● Dataset excerpt
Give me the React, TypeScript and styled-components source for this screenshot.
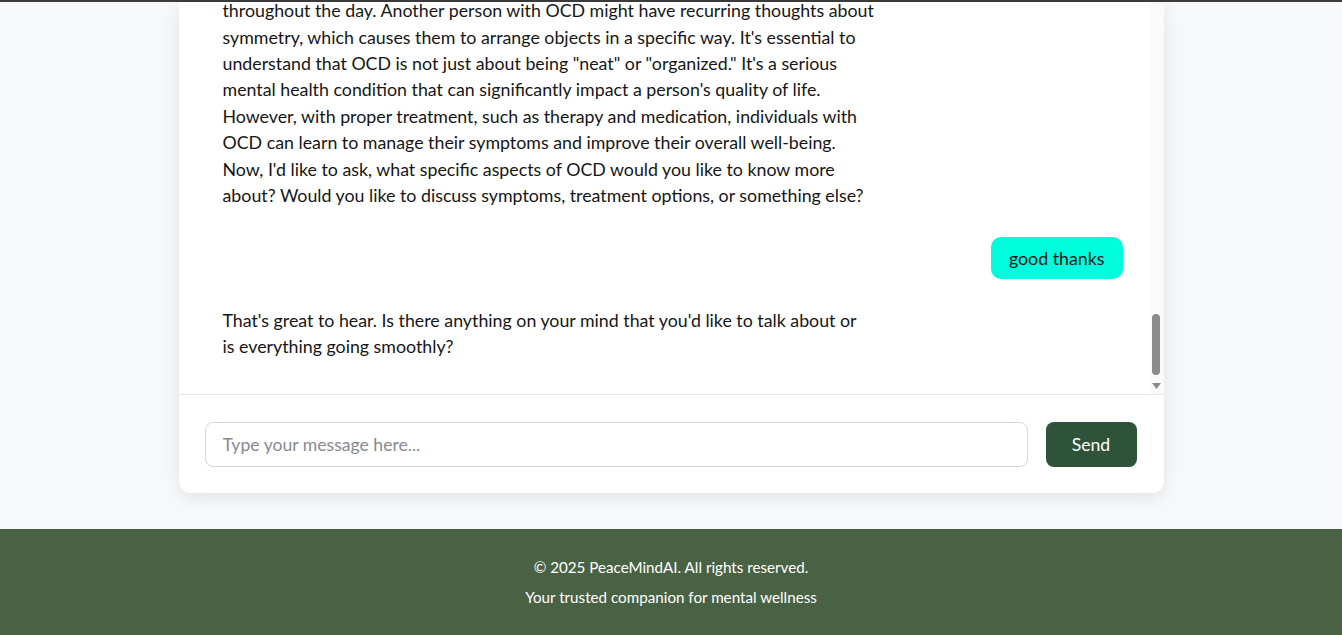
import { useLayoutEffect, useRef } from 'react';
import styled, { createGlobalStyle } from 'styled-components';

const GlobalStyle = createGlobalStyle`
    html, body {
        margin: 0;
        padding: 0;
        background: #f7f8fa;
        font-family: "Lato", "Noto Sans", "Liberation Sans", sans-serif;
        color: #161616;
    }
    * { box-sizing: border-box; }
`;

type Message = { from: 'bot' | 'user'; text: string };

const messages: Message[] = [
    { from: 'bot', text: "Hello! I'm PeaceMindAI, your companion for mental wellness.\nHow are you feeling today?" },
    { from: 'user', text: 'what is OCD?' },
    {
        from: 'bot',
        text: [
            'OCD, or Obsessive-Compulsive Disorder, is a mental health condition',
            'characterized by recurring, unwanted thoughts (obsessions) and repetitive',
            'behaviors (compulsions) that a person feels driven to perform. For example,',
            'someone with OCD might have an intense fear of germs, leading them to wash',
            'their hands',
            'throughout the day. Another person with OCD might have recurring thoughts about',
            "symmetry, which causes them to arrange objects in a specific way. It's essential to",
            'understand that OCD is not just about being "neat" or "organized." It\'s a serious',
            "mental health condition that can significantly impact a person's quality of life.",
            'However, with proper treatment, such as therapy and medication, individuals with',
            'OCD can learn to manage their symptoms and improve their overall well-being.',
            "Now, I'd like to ask, what specific aspects of OCD would you like to know more",
            'about? Would you like to discuss symptoms, treatment options, or something else?',
        ].join('\n'),
    },
    { from: 'user', text: 'good thanks' },
    {
        from: 'bot',
        text: "That's great to hear. Is there anything on your mind that you'd like to talk about or\nis everything going smoothly?",
    },
];

// остаток шапки, которая ушла за верх экрана
const TopEdge = styled.div`
    height: 2px;
    background: #3c3c3c;
`;

const Main = styled.main`
    padding-bottom: 36px;
`;

const ChatCard = styled.section`
    width: 985px;
    margin: 0 auto;
    background: #ffffff;
    border-radius: 0 0 12px 12px;
    box-shadow: 0 4px 18px rgba(0, 0, 0, 0.09);
    display: flex;
    flex-direction: column;
`;

const MessagePane = styled.div`
    position: relative;
    height: 392px;
`;

const MessageList = styled.div`
    height: 100%;
    overflow-y: auto;
    scrollbar-width: none;
    padding: 24px 41px 26px 26px;
    display: flex;
    flex-direction: column;
    gap: 20px;

    &::-webkit-scrollbar {
        display: none;
    }
`;

/* нарисованная полоса прокрутки (в скриншоте системные полосы скрыты) */
const ScrollRail = styled.div`
    position: absolute;
    top: 0;
    right: 0;
    bottom: 0;
    width: 15px;
    background: #fafafa;
`;

const ScrollThumb = styled.div`
    position: absolute;
    top: 312px;
    left: 3px;
    width: 8px;
    height: 61px;
    border-radius: 4px;
    background: #8b8b8b;
`;

const ScrollArrow = styled.svg`
    position: absolute;
    left: 0;
    bottom: 0;
    width: 15px;
    height: 15px;
`;

const Bubble = styled.div<{ $from: 'bot' | 'user' }>`
    align-self: ${p => (p.$from === 'user' ? 'flex-end' : 'flex-start')};
    max-width: 75%;
    padding: 8px 18px;
    border-radius: 10px;
    background: ${p => (p.$from === 'user' ? '#00fcdc' : 'transparent')};
    font-size: 17.8px;
    line-height: 26.4px;
    white-space: pre-line;
    flex-shrink: 0;
`;

const InputBar = styled.form`
    display: flex;
    gap: 18px;
    padding: 27px 27px 26px 26px;
    border-top: 1px solid #e6e7ea;
`;

const TextInput = styled.input`
    flex: 1;
    height: 45px;
    padding: 0 17px;
    border: 1px solid #d3d6dc;
    border-radius: 8px;
    font-family: inherit;
    font-size: 17.6px;
    color: #161616;
    outline: none;

    &::placeholder {
        color: #878a90;
    }
`;

const SendButton = styled.button`
    width: 91px;
    height: 45px;
    border: none;
    border-radius: 8px;
    background: #2e5339;
    color: #ffffff;
    font-family: inherit;
    font-size: 17.6px;
    cursor: pointer;
`;

const Footer = styled.footer`
    height: 106px;
    background: #4a6244;
    color: #ffffff;
    text-align: center;
    padding-top: 26.6px;
    font-size: 15.2px;
    line-height: 22.8px;

    p {
        margin: 0 0 7.2px;
    }
`;

const App = () => {
    const listRef = useRef<HTMLDivElement>(null);

    useLayoutEffect(() => {
        const el = listRef.current;
        if (el) el.scrollTop = el.scrollHeight;
    }, []);

    return (
        <>
            <GlobalStyle />
            <TopEdge />
            <Main>
                <ChatCard>
                    <MessagePane>
                        <MessageList ref={listRef}>
                            {messages.map((m, i) => (
                                <Bubble key={i} $from={m.from}>
                                    {m.text}
                                </Bubble>
                            ))}
                        </MessageList>
                        <ScrollRail>
                            <ScrollThumb />
                            <ScrollArrow viewBox="0 0 15 15">
                                <polygon points="3,4 12,4 7.5,10" fill="#8b8b8b" />
                            </ScrollArrow>
                        </ScrollRail>
                    </MessagePane>
                    <InputBar onSubmit={e => e.preventDefault()}>
                        <TextInput placeholder="Type your message here..." />
                        <SendButton type="submit">Send</SendButton>
                    </InputBar>
                </ChatCard>
            </Main>
            <Footer>
                <p>© 2025 PeaceMindAI. All rights reserved.</p>
                <p>Your trusted companion for mental wellness</p>
            </Footer>
        </>
    );
};

export default App;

● Prompt
Starting with the first line of the data above and ending with the line containing "from: 'bot' | 'user';", please restate every line exactly, leaving images out.

● Answer below
Give me the React, TypeScript and styled-components source for this screenshot.
import { useLayoutEffect, useRef } from 'react';
import styled, { createGlobalStyle } from 'styled-components';

const GlobalStyle = createGlobalStyle`
    html, body {
        margin: 0;
        padding: 0;
        background: #f7f8fa;
        font-family: "Lato", "Noto Sans", "Liberation Sans", sans-serif;
        color: #161616;
    }
    * { box-sizing: border-box; }
`;

type Message = { from: 'bot' | 'user'; text: string };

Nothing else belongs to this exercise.